Front-end source files:
'''

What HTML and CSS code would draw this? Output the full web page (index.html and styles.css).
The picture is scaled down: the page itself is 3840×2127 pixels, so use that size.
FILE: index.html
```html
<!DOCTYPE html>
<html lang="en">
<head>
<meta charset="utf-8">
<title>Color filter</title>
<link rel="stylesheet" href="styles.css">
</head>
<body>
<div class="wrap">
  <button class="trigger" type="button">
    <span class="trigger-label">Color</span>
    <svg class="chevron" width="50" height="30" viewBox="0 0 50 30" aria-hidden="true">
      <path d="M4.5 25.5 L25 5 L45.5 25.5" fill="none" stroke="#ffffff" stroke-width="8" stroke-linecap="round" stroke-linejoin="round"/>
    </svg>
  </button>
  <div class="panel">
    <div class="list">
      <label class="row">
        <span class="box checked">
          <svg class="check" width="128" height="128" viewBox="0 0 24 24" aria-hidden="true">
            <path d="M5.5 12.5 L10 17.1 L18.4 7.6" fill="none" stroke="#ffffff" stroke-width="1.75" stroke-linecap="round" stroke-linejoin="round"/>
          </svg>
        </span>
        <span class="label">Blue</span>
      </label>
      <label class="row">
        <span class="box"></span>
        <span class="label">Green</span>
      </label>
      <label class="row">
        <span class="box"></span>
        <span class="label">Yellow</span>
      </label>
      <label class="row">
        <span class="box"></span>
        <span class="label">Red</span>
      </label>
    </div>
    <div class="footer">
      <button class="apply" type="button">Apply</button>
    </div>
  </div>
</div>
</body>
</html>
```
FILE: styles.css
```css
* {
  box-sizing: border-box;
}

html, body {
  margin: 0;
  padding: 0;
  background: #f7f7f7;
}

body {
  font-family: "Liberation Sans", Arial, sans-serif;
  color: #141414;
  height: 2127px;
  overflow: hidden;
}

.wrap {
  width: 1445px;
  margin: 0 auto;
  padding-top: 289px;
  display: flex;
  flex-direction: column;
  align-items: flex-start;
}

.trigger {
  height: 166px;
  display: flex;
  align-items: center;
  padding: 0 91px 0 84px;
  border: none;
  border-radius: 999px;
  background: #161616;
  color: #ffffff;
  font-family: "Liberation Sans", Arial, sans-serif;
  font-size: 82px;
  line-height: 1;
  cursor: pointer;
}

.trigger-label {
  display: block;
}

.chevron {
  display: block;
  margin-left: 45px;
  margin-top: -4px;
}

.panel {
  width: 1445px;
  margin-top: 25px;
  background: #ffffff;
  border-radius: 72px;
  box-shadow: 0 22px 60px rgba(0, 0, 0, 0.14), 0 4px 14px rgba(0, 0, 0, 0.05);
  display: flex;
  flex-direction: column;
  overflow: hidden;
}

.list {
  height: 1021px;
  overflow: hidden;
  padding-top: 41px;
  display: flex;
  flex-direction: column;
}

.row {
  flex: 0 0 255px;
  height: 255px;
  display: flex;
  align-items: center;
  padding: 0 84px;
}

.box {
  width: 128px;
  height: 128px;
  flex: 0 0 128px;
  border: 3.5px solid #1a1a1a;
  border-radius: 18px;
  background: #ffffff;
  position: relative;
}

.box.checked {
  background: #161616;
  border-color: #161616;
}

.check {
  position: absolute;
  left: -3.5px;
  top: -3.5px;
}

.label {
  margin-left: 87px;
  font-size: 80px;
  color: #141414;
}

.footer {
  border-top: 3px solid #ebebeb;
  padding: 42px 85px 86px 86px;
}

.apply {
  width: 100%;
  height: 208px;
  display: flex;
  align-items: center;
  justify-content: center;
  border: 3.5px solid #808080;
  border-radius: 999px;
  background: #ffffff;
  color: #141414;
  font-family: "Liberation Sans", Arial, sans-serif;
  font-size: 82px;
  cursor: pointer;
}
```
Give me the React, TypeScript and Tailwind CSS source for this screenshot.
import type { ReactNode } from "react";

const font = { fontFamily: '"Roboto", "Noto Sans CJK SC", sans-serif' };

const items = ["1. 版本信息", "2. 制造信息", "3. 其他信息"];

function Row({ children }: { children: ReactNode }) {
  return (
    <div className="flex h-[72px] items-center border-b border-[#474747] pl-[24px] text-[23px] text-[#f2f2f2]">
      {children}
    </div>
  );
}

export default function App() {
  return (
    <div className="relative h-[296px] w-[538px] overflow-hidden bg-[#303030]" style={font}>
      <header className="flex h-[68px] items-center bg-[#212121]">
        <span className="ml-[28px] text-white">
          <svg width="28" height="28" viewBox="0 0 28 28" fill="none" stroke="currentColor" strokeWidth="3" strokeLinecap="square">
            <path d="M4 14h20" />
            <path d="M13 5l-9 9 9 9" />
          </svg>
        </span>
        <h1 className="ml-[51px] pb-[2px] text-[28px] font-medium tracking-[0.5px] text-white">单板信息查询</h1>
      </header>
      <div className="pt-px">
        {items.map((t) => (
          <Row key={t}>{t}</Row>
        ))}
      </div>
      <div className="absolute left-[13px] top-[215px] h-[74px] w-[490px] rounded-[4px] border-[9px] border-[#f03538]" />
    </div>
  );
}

'''

# Task description
Say, as a single number and nothing more, how many lines of the entries contain the word "page".

# Response
2